What is the Flight Carbon Footprint Calculator?
This tool estimates how much carbon dioxide (CO₂) your air travel releases. Aviation is a significant source of greenhouse-gas emissions, and a single long-haul flight can produce more CO₂ per passenger than many people generate in months of daily life. By entering your flight distance, cabin class, number of passengers and whether the trip is round trip, you get a quick estimate of your share of the climate impact.
How to use it
Enter the one-way distance between your origin and destination in kilometres (you can look up great-circle distances online). Choose your cabin class — premium cabins take up more space and therefore carry a higher emission factor. Set the number of passengers travelling on the same tickets, then pick round trip or one way.
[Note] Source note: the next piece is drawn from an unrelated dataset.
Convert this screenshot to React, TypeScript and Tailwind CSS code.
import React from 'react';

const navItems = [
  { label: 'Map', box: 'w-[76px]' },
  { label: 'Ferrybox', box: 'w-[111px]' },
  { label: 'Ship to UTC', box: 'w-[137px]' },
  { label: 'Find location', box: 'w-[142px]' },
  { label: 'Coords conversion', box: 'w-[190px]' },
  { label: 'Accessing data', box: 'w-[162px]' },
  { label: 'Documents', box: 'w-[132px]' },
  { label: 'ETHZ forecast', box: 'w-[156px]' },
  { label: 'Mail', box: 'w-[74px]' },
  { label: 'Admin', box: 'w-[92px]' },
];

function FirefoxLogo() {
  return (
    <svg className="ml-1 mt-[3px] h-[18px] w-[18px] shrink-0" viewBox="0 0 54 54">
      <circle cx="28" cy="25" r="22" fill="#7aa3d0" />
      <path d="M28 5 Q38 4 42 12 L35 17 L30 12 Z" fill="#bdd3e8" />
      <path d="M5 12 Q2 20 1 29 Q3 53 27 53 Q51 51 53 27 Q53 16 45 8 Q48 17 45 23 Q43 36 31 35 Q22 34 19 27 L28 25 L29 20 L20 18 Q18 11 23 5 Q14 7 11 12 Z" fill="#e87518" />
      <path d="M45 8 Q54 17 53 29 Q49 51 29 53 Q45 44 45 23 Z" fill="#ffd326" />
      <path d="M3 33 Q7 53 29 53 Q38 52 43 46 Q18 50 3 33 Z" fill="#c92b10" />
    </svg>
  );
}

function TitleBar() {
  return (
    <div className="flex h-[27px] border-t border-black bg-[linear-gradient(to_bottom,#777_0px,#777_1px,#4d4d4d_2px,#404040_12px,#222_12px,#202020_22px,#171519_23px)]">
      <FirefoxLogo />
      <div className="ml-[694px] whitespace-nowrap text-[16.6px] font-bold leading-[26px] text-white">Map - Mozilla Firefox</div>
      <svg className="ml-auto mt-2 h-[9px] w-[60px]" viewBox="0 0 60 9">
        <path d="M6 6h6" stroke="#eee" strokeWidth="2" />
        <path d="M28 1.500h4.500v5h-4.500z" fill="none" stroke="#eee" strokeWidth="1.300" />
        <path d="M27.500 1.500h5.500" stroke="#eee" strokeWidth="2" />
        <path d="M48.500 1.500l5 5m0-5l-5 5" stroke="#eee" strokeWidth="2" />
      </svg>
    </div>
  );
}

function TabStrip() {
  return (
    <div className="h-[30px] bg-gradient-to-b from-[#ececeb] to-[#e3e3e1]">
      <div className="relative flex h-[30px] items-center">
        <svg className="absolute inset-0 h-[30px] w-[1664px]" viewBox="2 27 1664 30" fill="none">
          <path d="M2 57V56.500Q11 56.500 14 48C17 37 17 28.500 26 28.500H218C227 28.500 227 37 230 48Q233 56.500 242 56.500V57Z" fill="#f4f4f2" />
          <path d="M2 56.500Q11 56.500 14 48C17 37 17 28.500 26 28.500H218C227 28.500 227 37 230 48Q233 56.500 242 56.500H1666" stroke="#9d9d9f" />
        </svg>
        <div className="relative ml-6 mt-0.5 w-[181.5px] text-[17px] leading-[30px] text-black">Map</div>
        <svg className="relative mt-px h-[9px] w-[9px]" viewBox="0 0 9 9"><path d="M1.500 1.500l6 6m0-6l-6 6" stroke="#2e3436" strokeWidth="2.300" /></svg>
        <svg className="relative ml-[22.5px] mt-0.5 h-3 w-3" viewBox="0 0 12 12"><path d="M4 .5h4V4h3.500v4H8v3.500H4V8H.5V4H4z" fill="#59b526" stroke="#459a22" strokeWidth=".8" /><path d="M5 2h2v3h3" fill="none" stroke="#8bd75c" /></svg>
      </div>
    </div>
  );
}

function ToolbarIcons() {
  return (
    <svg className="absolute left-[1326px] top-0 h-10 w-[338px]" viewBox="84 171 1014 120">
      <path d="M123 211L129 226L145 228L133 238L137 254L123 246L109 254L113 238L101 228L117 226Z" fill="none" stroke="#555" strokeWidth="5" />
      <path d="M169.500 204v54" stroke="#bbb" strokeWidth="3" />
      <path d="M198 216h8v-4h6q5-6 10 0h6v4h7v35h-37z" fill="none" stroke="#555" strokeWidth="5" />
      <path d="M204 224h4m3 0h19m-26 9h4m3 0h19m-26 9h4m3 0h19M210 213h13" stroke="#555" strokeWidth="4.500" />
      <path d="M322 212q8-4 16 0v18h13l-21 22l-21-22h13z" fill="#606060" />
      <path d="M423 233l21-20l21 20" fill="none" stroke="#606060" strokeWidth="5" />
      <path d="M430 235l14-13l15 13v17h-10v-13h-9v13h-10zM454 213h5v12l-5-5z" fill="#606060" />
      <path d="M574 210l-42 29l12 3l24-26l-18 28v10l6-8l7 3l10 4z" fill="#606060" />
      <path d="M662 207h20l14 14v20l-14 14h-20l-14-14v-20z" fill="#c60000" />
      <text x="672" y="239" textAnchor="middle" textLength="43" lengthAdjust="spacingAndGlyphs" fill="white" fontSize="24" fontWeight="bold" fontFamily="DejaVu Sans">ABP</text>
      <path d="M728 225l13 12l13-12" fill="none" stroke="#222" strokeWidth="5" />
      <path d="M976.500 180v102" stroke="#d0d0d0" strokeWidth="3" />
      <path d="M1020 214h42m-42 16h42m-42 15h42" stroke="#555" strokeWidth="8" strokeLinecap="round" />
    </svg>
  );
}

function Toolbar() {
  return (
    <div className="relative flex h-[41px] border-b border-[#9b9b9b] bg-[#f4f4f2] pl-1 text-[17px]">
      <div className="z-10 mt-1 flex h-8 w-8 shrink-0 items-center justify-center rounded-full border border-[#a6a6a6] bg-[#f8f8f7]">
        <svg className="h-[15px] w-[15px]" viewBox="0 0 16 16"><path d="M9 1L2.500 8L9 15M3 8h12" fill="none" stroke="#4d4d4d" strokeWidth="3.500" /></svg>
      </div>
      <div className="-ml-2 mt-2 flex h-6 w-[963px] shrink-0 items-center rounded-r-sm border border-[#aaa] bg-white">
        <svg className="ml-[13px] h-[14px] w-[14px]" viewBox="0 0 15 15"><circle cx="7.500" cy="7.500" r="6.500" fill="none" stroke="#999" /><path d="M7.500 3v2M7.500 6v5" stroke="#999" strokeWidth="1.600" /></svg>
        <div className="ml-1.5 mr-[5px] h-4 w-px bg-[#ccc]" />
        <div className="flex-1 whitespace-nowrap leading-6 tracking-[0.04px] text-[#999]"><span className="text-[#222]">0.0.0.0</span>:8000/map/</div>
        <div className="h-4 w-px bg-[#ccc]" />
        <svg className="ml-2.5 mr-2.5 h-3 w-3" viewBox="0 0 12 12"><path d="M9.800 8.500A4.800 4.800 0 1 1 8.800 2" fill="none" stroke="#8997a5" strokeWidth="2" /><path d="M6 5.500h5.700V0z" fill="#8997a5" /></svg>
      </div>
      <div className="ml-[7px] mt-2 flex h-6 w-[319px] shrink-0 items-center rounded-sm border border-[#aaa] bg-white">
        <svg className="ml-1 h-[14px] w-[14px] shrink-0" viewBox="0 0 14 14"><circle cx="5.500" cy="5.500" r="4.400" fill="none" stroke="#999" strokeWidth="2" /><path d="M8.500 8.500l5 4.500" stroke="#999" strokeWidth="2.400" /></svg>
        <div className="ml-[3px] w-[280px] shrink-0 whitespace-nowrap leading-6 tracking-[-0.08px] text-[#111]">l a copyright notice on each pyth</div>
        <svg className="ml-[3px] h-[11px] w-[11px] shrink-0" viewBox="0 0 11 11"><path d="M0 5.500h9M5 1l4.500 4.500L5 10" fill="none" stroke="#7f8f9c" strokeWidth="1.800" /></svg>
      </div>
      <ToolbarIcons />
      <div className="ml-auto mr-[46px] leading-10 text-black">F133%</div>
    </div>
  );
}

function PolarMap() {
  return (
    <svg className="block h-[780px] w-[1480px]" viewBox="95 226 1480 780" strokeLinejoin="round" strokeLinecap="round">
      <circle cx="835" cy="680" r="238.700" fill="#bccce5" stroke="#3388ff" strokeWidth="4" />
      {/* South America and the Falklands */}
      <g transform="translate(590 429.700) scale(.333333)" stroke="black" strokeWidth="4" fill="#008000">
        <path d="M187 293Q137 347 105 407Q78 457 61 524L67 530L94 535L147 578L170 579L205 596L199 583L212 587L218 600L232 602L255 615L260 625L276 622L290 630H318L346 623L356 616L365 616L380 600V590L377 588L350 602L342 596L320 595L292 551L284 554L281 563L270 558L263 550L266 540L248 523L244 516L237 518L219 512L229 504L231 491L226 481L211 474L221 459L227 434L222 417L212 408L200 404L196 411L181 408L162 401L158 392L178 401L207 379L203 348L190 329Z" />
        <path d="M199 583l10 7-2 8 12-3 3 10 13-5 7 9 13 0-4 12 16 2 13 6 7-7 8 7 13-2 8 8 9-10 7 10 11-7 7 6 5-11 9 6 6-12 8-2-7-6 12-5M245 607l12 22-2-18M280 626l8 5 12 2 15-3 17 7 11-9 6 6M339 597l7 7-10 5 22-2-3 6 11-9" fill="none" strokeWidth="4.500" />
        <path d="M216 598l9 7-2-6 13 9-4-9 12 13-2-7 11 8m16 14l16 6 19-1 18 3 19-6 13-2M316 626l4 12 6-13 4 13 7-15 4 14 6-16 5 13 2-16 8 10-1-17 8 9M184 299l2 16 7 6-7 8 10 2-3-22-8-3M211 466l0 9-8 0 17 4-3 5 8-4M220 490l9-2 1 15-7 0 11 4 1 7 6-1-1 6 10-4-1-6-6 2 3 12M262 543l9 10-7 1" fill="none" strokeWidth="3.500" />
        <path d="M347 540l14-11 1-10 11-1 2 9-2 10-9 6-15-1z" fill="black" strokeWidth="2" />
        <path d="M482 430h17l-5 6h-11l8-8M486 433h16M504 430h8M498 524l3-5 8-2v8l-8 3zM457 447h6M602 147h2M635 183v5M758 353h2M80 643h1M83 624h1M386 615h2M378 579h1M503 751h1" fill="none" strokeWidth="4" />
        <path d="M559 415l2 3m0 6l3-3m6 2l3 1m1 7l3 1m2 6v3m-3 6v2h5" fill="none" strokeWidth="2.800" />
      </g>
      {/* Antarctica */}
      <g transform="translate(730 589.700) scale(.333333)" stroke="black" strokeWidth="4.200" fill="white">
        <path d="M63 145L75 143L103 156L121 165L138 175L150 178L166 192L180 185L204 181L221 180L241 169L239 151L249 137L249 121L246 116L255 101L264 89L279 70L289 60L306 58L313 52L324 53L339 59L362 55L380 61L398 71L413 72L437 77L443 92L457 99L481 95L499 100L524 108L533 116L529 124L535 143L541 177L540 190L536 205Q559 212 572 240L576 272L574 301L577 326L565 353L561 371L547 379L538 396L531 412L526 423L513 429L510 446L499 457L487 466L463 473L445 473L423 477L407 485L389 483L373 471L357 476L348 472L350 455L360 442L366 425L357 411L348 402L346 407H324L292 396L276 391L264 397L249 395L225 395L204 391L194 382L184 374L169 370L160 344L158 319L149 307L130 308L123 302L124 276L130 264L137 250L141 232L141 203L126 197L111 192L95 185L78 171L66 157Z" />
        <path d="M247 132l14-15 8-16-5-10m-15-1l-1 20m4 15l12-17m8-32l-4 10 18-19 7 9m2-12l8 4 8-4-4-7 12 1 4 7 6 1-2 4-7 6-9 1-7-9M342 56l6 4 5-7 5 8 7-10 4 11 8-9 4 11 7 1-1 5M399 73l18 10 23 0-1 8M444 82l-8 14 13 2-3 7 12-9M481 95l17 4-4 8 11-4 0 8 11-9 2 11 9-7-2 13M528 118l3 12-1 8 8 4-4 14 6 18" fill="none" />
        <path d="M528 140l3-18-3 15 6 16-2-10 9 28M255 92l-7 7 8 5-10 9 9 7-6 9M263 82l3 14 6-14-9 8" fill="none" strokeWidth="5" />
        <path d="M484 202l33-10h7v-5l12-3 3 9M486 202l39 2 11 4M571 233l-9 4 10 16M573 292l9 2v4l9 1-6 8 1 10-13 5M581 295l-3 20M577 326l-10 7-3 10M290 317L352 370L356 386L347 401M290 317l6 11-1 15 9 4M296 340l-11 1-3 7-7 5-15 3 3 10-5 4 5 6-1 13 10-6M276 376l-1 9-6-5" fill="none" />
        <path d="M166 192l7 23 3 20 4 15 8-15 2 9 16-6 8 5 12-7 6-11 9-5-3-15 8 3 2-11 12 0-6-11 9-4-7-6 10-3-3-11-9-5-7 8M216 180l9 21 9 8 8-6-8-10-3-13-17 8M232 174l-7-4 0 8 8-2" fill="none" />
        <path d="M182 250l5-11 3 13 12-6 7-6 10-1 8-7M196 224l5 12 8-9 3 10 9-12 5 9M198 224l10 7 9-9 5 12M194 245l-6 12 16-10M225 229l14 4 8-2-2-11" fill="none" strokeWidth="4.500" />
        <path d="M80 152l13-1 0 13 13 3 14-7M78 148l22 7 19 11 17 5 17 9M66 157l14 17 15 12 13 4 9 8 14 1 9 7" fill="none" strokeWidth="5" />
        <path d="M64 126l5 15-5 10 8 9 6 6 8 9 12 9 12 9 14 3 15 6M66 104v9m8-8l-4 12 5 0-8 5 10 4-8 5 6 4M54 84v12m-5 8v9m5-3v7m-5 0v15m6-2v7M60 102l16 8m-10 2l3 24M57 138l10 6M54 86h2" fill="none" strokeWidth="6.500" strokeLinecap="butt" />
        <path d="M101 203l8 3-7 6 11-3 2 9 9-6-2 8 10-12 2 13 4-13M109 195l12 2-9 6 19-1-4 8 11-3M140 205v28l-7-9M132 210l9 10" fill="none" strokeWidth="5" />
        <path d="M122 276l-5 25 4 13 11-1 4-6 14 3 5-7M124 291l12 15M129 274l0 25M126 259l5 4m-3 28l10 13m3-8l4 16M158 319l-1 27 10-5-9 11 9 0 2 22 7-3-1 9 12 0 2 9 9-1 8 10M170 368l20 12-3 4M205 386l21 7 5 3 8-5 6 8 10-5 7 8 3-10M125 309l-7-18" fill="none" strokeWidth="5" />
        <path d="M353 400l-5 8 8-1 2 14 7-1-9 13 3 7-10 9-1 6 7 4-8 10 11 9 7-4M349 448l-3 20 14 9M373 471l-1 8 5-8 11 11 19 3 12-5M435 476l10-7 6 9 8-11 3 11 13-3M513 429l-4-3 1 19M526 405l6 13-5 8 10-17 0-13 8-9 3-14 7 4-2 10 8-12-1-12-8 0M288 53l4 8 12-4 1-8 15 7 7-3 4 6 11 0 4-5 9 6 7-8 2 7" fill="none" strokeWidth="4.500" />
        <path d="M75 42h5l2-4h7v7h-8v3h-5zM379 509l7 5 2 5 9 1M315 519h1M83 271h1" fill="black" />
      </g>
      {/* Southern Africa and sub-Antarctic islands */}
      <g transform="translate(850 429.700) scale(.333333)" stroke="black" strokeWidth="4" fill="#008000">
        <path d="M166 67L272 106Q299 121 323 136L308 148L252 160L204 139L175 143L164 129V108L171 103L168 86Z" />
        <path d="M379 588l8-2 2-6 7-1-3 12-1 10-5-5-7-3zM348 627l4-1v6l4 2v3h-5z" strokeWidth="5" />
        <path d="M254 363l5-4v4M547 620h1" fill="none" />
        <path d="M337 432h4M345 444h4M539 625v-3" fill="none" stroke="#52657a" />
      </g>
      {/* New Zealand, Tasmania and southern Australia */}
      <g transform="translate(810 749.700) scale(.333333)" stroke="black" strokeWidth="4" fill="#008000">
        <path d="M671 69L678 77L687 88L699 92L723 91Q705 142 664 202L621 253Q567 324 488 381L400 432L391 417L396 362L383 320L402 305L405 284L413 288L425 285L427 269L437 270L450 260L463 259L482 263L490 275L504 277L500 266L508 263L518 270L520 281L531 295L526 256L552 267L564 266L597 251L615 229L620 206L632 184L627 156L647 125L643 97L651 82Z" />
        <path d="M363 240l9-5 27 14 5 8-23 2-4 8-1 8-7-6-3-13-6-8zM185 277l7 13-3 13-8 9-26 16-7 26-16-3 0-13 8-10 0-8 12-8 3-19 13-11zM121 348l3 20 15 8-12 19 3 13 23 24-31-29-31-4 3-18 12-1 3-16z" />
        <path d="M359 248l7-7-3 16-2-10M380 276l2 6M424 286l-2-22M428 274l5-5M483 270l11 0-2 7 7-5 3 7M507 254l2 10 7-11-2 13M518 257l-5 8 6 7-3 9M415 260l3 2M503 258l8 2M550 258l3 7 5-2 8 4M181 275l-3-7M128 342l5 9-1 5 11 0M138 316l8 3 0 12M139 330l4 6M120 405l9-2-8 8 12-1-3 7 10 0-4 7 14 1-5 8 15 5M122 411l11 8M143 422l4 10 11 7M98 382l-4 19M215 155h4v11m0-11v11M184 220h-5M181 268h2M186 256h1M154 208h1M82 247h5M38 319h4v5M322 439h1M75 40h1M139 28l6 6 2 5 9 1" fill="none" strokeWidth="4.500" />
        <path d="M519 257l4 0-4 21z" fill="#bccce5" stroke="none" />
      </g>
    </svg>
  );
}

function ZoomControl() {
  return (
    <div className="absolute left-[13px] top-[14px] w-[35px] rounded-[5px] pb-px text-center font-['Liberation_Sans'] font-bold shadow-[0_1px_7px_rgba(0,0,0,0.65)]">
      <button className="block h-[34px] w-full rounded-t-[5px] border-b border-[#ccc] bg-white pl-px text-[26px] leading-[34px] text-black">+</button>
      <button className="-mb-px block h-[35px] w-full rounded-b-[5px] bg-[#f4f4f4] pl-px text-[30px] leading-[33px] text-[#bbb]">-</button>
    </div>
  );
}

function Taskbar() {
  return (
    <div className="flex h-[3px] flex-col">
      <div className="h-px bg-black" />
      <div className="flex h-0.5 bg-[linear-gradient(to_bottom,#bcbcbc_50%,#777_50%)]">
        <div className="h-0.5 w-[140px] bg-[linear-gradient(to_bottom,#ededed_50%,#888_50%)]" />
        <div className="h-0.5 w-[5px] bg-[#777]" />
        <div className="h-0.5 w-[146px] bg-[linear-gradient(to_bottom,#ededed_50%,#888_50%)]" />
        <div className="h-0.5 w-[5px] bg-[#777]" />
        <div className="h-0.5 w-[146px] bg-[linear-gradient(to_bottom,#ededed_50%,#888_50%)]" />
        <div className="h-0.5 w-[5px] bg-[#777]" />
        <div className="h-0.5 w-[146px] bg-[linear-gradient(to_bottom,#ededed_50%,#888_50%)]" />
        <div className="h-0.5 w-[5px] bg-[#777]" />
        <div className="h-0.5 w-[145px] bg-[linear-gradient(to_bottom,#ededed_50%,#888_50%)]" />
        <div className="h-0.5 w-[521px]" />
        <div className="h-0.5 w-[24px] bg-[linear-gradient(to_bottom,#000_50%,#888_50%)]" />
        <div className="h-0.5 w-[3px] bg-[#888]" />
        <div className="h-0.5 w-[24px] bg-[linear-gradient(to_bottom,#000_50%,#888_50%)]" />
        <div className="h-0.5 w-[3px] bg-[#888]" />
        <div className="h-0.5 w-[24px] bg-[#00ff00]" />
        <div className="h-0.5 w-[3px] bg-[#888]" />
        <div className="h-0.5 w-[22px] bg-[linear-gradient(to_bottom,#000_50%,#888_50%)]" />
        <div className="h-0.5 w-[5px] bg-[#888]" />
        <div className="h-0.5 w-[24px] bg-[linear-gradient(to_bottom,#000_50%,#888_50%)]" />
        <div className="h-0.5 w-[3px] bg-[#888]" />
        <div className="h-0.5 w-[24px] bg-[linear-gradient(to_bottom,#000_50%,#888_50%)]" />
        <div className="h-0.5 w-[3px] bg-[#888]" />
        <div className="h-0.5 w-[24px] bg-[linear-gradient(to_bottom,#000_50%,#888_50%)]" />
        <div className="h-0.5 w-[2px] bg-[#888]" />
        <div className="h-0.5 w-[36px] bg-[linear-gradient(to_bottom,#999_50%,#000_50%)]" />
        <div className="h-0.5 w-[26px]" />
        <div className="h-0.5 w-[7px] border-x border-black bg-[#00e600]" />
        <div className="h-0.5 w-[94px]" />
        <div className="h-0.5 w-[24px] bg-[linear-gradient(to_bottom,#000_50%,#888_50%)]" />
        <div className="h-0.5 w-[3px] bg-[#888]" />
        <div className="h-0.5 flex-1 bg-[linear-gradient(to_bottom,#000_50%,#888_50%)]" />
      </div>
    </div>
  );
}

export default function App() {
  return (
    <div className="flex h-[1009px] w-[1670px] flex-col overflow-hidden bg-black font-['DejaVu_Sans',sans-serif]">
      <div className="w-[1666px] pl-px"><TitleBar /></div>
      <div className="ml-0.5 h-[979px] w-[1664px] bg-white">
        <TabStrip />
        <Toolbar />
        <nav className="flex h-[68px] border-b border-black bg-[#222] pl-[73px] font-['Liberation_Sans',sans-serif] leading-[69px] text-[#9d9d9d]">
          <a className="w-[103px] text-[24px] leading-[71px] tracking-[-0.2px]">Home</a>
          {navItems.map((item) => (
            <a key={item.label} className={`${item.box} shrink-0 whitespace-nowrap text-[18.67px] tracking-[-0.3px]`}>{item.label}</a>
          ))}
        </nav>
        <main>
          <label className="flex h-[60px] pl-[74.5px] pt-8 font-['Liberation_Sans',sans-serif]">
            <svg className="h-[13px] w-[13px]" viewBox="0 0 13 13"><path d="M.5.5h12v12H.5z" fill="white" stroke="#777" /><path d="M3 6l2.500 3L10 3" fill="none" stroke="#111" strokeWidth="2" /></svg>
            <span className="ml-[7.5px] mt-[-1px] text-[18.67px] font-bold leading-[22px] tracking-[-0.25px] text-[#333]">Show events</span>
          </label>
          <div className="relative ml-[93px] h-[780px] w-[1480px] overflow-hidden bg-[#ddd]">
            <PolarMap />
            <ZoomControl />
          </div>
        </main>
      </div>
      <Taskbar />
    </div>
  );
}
The calculator multiplies these together to estimate total kilograms of CO₂.
The formula explained
The core equation is $$\text{CO}_2 \text{ (kg)} = \text{distance} \times \text{emission factor} \times \text{passengers}$$ The emission factor reflects kilograms of CO₂ per passenger-kilometre: roughly \(0.115\) for economy, \(0.18\) for business and \(0.46\) for first class. For round trips the distance is doubled. We also estimate the number of mature trees that would need to grow for a year (each absorbing about \(21.77\) kg CO₂) to offset the journey.
Worked example
A round-trip economy flight of 2,000 km one-way for 2 passengers: total distance = \(2{,}000 \times 2 = 4{,}000\) km. $$\text{CO}_2 = 4{,}000 \times 0.115 \times 2 = 920 \text{ kg}$$ or 460 kg per passenger. That equals roughly 42 trees growing for a year to offset.
FAQ
Are these numbers exact? No — they are estimates. Real emissions depend on aircraft type, load factor, weather and routing. Airline and carbon-registry calculators may differ.
Why is first class so much higher? Premium seats occupy more cabin space, so each passenger is allocated a larger share of the aircraft's total fuel burn.
Does this include radiative forcing? No. The basic factors here count CO₂ only; high-altitude non-CO₂ effects can roughly double the true warming impact.